# double tapp ammo



## maxfold (Apr 19, 2008)

Anybody sell D.T. in esc.s.r area.or is it mail order only .thanks maxfold


----------



## SAWMAN (May 24, 2010)

*Bps ?*

Give Bass Pro Shop a call and ask them. They definately have a great selection of ammo. My guess would be......probably not. No gunshop that I know of carries it. Maybe Mike's but I wont set foot in there. You can order a limited selection from Cabela's.

I order mine directly from DT. Fast delivery from them also.---SAWMAN


----------



## GENTLE WOLF (Aug 19, 2009)

I've looked everywhere within 75 miles for DT 10mm. Haven't found it anywhere.


----------



## Marine Scout (Nov 18, 2007)

SAWMAN said:


> Give Bass Pro Shop a call and ask them. They definately have a great selection of ammo. My guess would be......probably not. No gunshop that I know of carries it. Maybe Mike's but I wont set foot in there. You can order a limited selection from Cabela's.
> 
> I order mine directly from DT. Fast delivery from them also.---SAWMAN


What is the scoop with Mikes ????


----------



## scubapro (Nov 27, 2010)

I've only obtained the ammunition from Double Tap via mail. They are quick -- and you avoid sales tax. 

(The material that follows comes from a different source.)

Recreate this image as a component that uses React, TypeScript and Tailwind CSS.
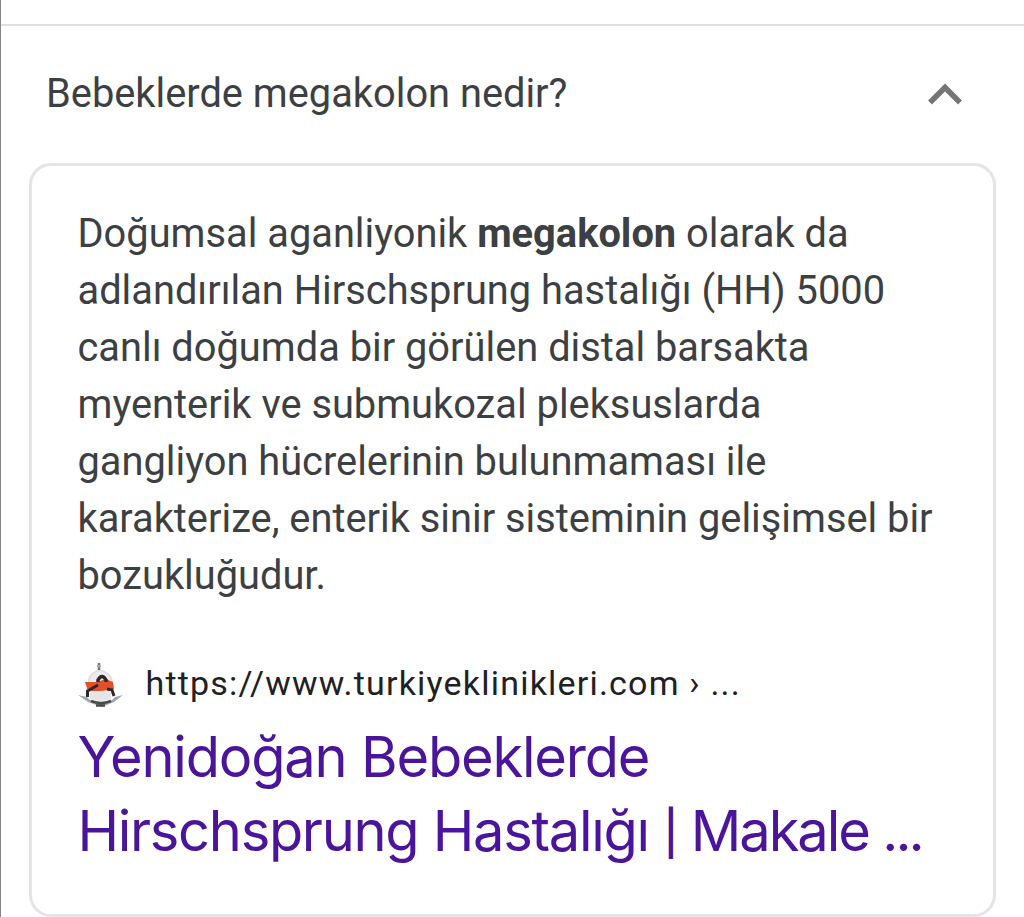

The Cabelas retail stores do stock some Buffalo Bore loads, but the closest one is near New Orleans and they don't have Double Tap.

Now that Swamp Fox is out of business due to the owner's untimely passing, Underwood Ammunition is beginning to pick up on the demand for another source of "full power" 10mm Auto ammunition. You might want to give them a try too.


----------



## maxfold (Apr 19, 2008)

*dt*

Thanks all i will order some maxfold


----------